The MIT License (MIT)

Copyright (c) 2016 Alex Pikalov

Permission is hereby granted, free of charge, to any person obtaining a copy of this software and associated documentation files (the "Software"), to deal in the Software without restriction, including without limitation the rights to use, copy, modify, merge, publish, distribute, sublicense, and/or sell copies of the Software, and to permit persons to whom the Software is furnished to do so, subject to the following conditions:

The above copyright notice and this permission notice shall be included in all copies or substantial portions of the Software.

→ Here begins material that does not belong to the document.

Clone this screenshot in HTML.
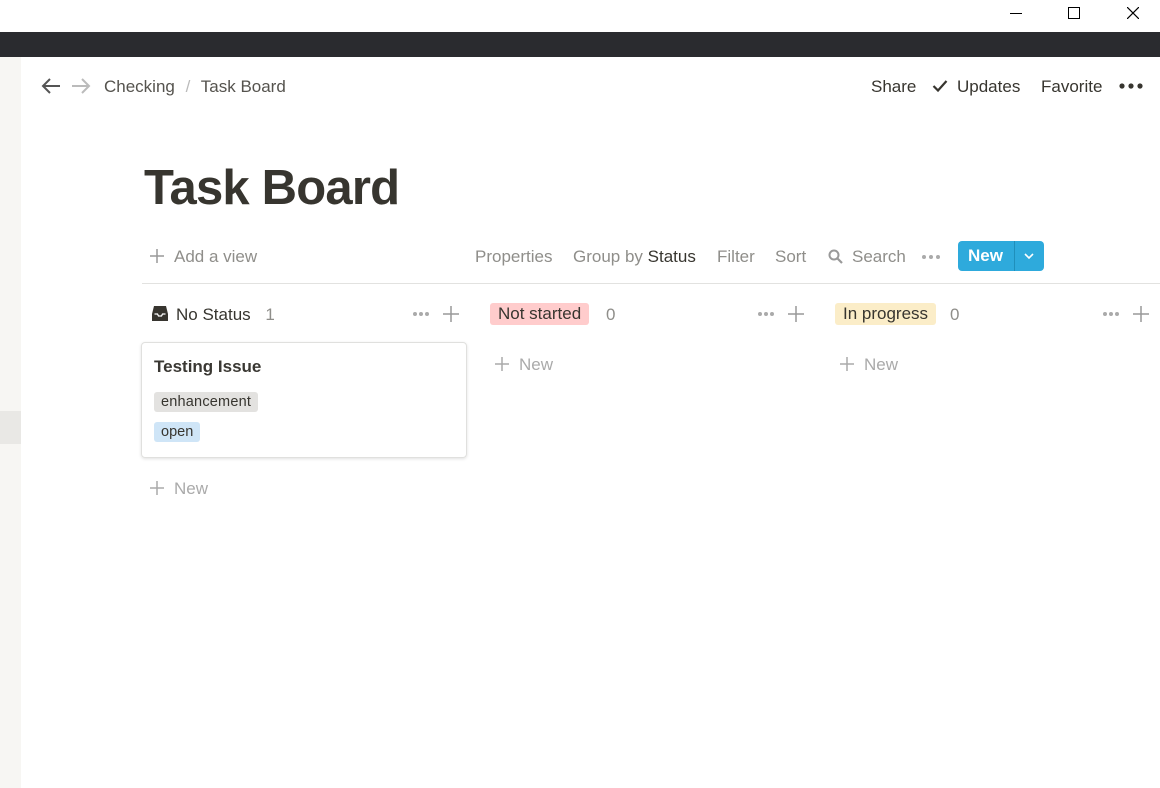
<!DOCTYPE html><html><head><style>
body{margin:0;width:1160px;height:788px;overflow:hidden;background:#fff;font-family:"Liberation Sans",sans-serif;position:relative;color:#37352f}
.a{position:absolute;white-space:nowrap}
.g{color:#8f8e8a}
</style></head><body>
<div class="a" style="left:1010px;top:13px;width:12px;height:1px;background:#000"></div>
<div class="a" style="left:1068px;top:7px;width:10px;height:10px;border:1px solid #000"></div>
<svg class="a" style="left:1127px;top:7px" width="12" height="12"><path d="M0 0L12 12M12 0L0 12" stroke="#000" stroke-width="1.2"/></svg>
<div class="a" style="left:0;top:32px;width:1160px;height:25px;background:#2a2b2f"></div>
<div class="a" style="left:0;top:57px;width:21px;height:731px;background:#f7f6f3"></div>
<div class="a" style="left:0;top:411px;width:21px;height:33px;background:#e9e8e5"></div>
<svg class="a" style="left:40px;top:77px" width="22" height="18"><path d="M3 9H20M10 2L3 9L10 16" stroke="#555" stroke-width="2" fill="none"/></svg>
<svg class="a" style="left:70px;top:77px" width="22" height="18"><path d="M2 9H19M12 2L19 9L12 16" stroke="#bbb" stroke-width="2" fill="none"/></svg>
<div class="a" style="left:104px;top:77px;font-size:17px;color:#55534e">Checking <span style="color:#bbb;margin:0 6px">/</span> Task Board</div>
<div class="a" style="left:871px;top:77px;font-size:17px;color:#37352f">Share</div>
<svg class="a" style="left:932px;top:79px" width="16" height="14"><path d="M1.5 7L6 11.5L14.5 2" stroke="#37352f" stroke-width="2.2" fill="none"/></svg>
<div class="a" style="left:957px;top:77px;font-size:17px">Updates</div>
<div class="a" style="left:1041px;top:77px;font-size:17px">Favorite</div>
<svg class="a" style="left:1119px;top:82px" width="26" height="8"><circle cx="3" cy="4" r="2.6" fill="#37352f"/><circle cx="12" cy="4" r="2.6" fill="#37352f"/><circle cx="21" cy="4" r="2.6" fill="#37352f"/></svg>
<div class="a" style="left:144px;top:160px;font-size:49px;font-weight:bold;color:#37352f;letter-spacing:-0.8px">Task Board</div>
<svg class="a" style="left:150px;top:249px" width="14" height="14"><path d="M7 0V14M0 7H14" stroke="#999" stroke-width="1.5"/></svg>
<div class="a g" style="left:174px;top:247px;font-size:17px">Add a view</div>
<div class="a g" style="left:475px;top:247px;font-size:17px">Properties</div>
<div class="a g" style="left:573px;top:247px;font-size:17px">Group by <span style="color:#37352f">Status</span></div>
<div class="a g" style="left:717px;top:247px;font-size:17px">Filter</div>
<div class="a g" style="left:775px;top:247px;font-size:17px">Sort</div>
<svg class="a" style="left:828px;top:249px" width="16" height="16"><circle cx="6" cy="6" r="4.5" stroke="#999" stroke-width="2" fill="none"/><path d="M9.5 9.5L14 14" stroke="#999" stroke-width="2.2"/></svg>
<div class="a g" style="left:852px;top:247px;font-size:17px">Search</div>
<svg class="a" style="left:921px;top:254px" width="20" height="6"><circle cx="3" cy="3" r="2" fill="#aaa"/><circle cx="10" cy="3" r="2" fill="#aaa"/><circle cx="17" cy="3" r="2" fill="#aaa"/></svg>
<div class="a" style="left:958px;top:241px;width:86px;height:30px;background:#2eaadc;border-radius:4px"></div>
<div class="a" style="left:968px;top:246px;font-size:17px;font-weight:bold;color:#fff">New</div>
<div class="a" style="left:1014px;top:241px;width:1px;height:30px;background:#1f8fbb"></div>
<svg class="a" style="left:1023px;top:252px" width="12" height="8"><path d="M2 2L6 6L10 2" stroke="#fff" stroke-width="1.6" fill="none"/></svg>
<div class="a" style="left:142px;top:283px;width:1018px;height:1px;background:#e2e2e0"></div>
<svg class="a" style="left:151px;top:305px" width="18" height="17"><path d="M3 1H15L17 9V16H1V9Z" fill="#37352f"/><path d="M3.5 9H6.5L7.5 11H10.5L11.5 9H14.5" stroke="#fff" stroke-width="1.3" fill="none"/></svg>
<div class="a" style="left:176px;top:305px;font-size:17px">No Status <span class="g" style="margin-left:10px">1</span></div>
<div class="a" style="left:490px;top:303px;background:#ffcccc;border-radius:3px;padding:1px 8px;font-size:17px">Not started</div><div class="a g" style="left:606px;top:305px;font-size:17px">0</div>
<div class="a" style="left:835px;top:303px;background:#fbedc8;border-radius:3px;padding:1px 8px;font-size:17px">In progress</div><div class="a g" style="left:950px;top:305px;font-size:17px">0</div>
<svg class="a" style="left:412px;top:311px" width="18" height="6"><circle cx="3" cy="3" r="2" fill="#aaa"/><circle cx="9" cy="3" r="2" fill="#aaa"/><circle cx="15" cy="3" r="2" fill="#aaa"/></svg>
<svg class="a" style="left:443px;top:306px" width="16" height="16"><path d="M8 0V16M0 8H16" stroke="#999" stroke-width="1.5"/></svg>
<svg class="a" style="left:757px;top:311px" width="18" height="6"><circle cx="3" cy="3" r="2" fill="#aaa"/><circle cx="9" cy="3" r="2" fill="#aaa"/><circle cx="15" cy="3" r="2" fill="#aaa"/></svg>
<svg class="a" style="left:788px;top:306px" width="16" height="16"><path d="M8 0V16M0 8H16" stroke="#999" stroke-width="1.5"/></svg>
<svg class="a" style="left:1102px;top:311px" width="18" height="6"><circle cx="3" cy="3" r="2" fill="#aaa"/><circle cx="9" cy="3" r="2" fill="#aaa"/><circle cx="15" cy="3" r="2" fill="#aaa"/></svg>
<svg class="a" style="left:1133px;top:306px" width="16" height="16"><path d="M8 0V16M0 8H16" stroke="#999" stroke-width="1.5"/></svg>
<div class="a" style="left:141px;top:342px;width:324px;height:114px;border:1px solid #e0e0de;border-radius:4px;box-shadow:0 1px 3px rgba(0,0,0,.12)"></div>
<div class="a" style="left:154px;top:357px;font-size:17px;font-weight:bold;color:#3a3833">Testing Issue</div>
<div class="a" style="left:154px;top:392px;background:#e3e2e0;border-radius:3px;padding:2px 7px;font-size:14.5px;letter-spacing:0.2px">enhancement</div>
<div class="a" style="left:154px;top:422px;background:#cfe5f7;border-radius:3px;padding:2px 7px;font-size:14.5px">open</div>
<svg class="a" style="left:150px;top:481px" width="14" height="14"><path d="M7 0V14M0 7H14" stroke="#aaa" stroke-width="1.5"/></svg>
<div class="a" style="left:174px;top:479px;font-size:17px;color:#aaa">New</div>
<svg class="a" style="left:495px;top:357px" width="14" height="14"><path d="M7 0V14M0 7H14" stroke="#aaa" stroke-width="1.5"/></svg>
<div class="a" style="left:519px;top:355px;font-size:17px;color:#aaa">New</div>
<svg class="a" style="left:840px;top:357px" width="14" height="14"><path d="M7 0V14M0 7H14" stroke="#aaa" stroke-width="1.5"/></svg>
<div class="a" style="left:864px;top:355px;font-size:17px;color:#aaa">New</div>
</body></html>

THE SOFTWARE IS PROVIDED "AS IS", WITHOUT WARRANTY OF ANY KIND, EXPRESS OR IMPLIED, INCLUDING BUT NOT LIMITED TO THE WARRANTIES OF MERCHANTABILITY, FITNESS FOR A PARTICULAR PURPOSE AND NONINFRINGEMENT. IN NO EVENT SHALL THE AUTHORS OR COPYRIGHT HOLDERS BE LIABLE FOR ANY CLAIM, DAMAGES OR OTHER LIABILITY, WHETHER IN AN ACTION OF CONTRACT, TORT OR OTHERWISE, ARISING FROM, OUT OF OR IN CONNECTION WITH THE SOFTWARE OR THE USE OR OTHER DEALINGS IN THE SOFTWARE.